● Exercise objective: Pictures do not belong in your copy. Repeat all the other data exactly.

● Stored data:

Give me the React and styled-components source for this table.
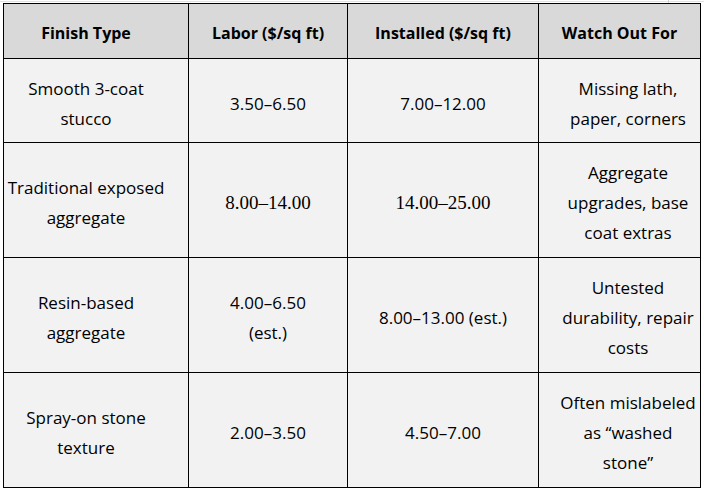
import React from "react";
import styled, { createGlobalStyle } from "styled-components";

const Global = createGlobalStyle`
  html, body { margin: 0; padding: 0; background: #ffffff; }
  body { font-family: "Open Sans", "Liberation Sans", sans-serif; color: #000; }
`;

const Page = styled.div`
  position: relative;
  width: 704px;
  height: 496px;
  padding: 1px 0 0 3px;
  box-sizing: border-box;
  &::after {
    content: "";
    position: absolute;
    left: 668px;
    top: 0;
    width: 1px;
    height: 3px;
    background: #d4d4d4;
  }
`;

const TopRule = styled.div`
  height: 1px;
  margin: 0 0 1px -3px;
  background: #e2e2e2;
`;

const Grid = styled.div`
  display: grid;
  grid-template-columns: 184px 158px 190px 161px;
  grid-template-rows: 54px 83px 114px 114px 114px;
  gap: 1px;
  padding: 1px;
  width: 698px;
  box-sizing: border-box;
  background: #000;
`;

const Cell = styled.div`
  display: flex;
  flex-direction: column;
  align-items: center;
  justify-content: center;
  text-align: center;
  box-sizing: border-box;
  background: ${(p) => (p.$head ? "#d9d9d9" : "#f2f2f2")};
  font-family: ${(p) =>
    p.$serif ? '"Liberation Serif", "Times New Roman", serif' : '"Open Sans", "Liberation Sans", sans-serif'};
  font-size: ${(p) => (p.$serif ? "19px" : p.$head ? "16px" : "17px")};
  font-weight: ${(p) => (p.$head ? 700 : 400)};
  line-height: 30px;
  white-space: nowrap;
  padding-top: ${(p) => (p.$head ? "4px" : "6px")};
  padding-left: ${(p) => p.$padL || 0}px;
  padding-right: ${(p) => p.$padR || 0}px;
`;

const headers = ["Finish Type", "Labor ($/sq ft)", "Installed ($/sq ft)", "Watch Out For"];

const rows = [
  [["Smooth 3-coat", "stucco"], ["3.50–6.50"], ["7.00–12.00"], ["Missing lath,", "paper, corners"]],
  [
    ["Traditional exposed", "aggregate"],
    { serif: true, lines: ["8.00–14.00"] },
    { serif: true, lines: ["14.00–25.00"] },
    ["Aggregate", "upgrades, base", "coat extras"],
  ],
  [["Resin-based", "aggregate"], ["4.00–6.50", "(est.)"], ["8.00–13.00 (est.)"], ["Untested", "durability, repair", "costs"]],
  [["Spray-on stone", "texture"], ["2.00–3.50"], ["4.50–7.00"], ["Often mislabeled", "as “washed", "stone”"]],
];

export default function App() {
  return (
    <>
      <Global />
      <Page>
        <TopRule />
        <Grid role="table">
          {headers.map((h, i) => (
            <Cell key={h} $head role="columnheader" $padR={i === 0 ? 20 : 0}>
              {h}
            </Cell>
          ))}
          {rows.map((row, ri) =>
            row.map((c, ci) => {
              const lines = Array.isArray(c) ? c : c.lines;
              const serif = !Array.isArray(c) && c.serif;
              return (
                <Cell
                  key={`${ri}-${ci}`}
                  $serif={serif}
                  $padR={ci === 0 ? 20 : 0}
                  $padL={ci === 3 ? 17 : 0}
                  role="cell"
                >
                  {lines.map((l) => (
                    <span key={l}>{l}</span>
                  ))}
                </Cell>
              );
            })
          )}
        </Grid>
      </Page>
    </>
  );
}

● Answer to this task:
Give me the React and styled-components source for this table.
import React from "react";
import styled, { createGlobalStyle } from "styled-components";

const Global = createGlobalStyle`
  html, body { margin: 0; padding: 0; background: #ffffff; }
  body { font-family: "Open Sans", "Liberation Sans", sans-serif; color: #000; }
`;

const Page = styled.div`
  position: relative;
  width: 704px;
  height: 496px;
  padding: 1px 0 0 3px;
  box-sizing: border-box;
  &::after {
    content: "";
    position: absolute;
    left: 668px;
    top: 0;
    width: 1px;
    height: 3px;
    background: #d4d4d4;
  }
`;

const TopRule = styled.div`
  height: 1px;
  margin: 0 0 1px -3px;
  background: #e2e2e2;
`;

const Grid = styled.div`
  display: grid;
  grid-template-columns: 184px 158px 190px 161px;
  grid-template-rows: 54px 83px 114px 114px 114px;
  gap: 1px;
  padding: 1px;
  width: 698px;
  box-sizing: border-box;
  background: #000;
`;

const Cell = styled.div`
  display: flex;
  flex-direction: column;
  align-items: center;
  justify-content: center;
  text-align: center;
  box-sizing: border-box;
  background: ${(p) => (p.$head ? "#d9d9d9" : "#f2f2f2")};
  font-family: ${(p) =>
    p.$serif ? '"Liberation Serif", "Times New Roman", serif' : '"Open Sans", "Liberation Sans", sans-serif'};
  font-size: ${(p) => (p.$serif ? "19px" : p.$head ? "16px" : "17px")};
  font-weight: ${(p) => (p.$head ? 700 : 400)};
  line-height: 30px;
  white-space: nowrap;
  padding-top: ${(p) => (p.$head ? "4px" : "6px")};
  padding-left: ${(p) => p.$padL || 0}px;
  padding-right: ${(p) => p.$padR || 0}px;
`;

const headers = ["Finish Type", "Labor ($/sq ft)", "Installed ($/sq ft)", "Watch Out For"];

const rows = [
  [["Smooth 3-coat", "stucco"], ["3.50–6.50"], ["7.00–12.00"], ["Missing lath,", "paper, corners"]],
  [
    ["Traditional exposed", "aggregate"],
    { serif: true, lines: ["8.00–14.00"] },
    { serif: true, lines: ["14.00–25.00"] },
    ["Aggregate", "upgrades, base", "coat extras"],
  ],
  [["Resin-based", "aggregate"], ["4.00–6.50", "(est.)"], ["8.00–13.00 (est.)"], ["Untested", "durability, repair", "costs"]],
  [["Spray-on stone", "texture"], ["2.00–3.50"], ["4.50–7.00"], ["Often mislabeled", "as “washed", "stone”"]],
];

export default function App() {
  return (
    <>
      <Global />
      <Page>
        <TopRule />
        <Grid role="table">
          {headers.map((h, i) => (
            <Cell key={h} $head role="columnheader" $padR={i === 0 ? 20 : 0}>
              {h}
            </Cell>
          ))}
          {rows.map((row, ri) =>
            row.map((c, ci) => {
              const lines = Array.isArray(c) ? c : c.lines;
              const serif = !Array.isArray(c) && c.serif;
              return (
                <Cell
                  key={`${ri}-${ci}`}
                  $serif={serif}
                  $padR={ci === 0 ? 20 : 0}
                  $padL={ci === 3 ? 17 : 0}
                  role="cell"
                >
                  {lines.map((l) => (
                    <span key={l}>{l}</span>
                  ))}
                </Cell>
              );
            })
          )}
        </Grid>
      </Page>
    </>
  );
}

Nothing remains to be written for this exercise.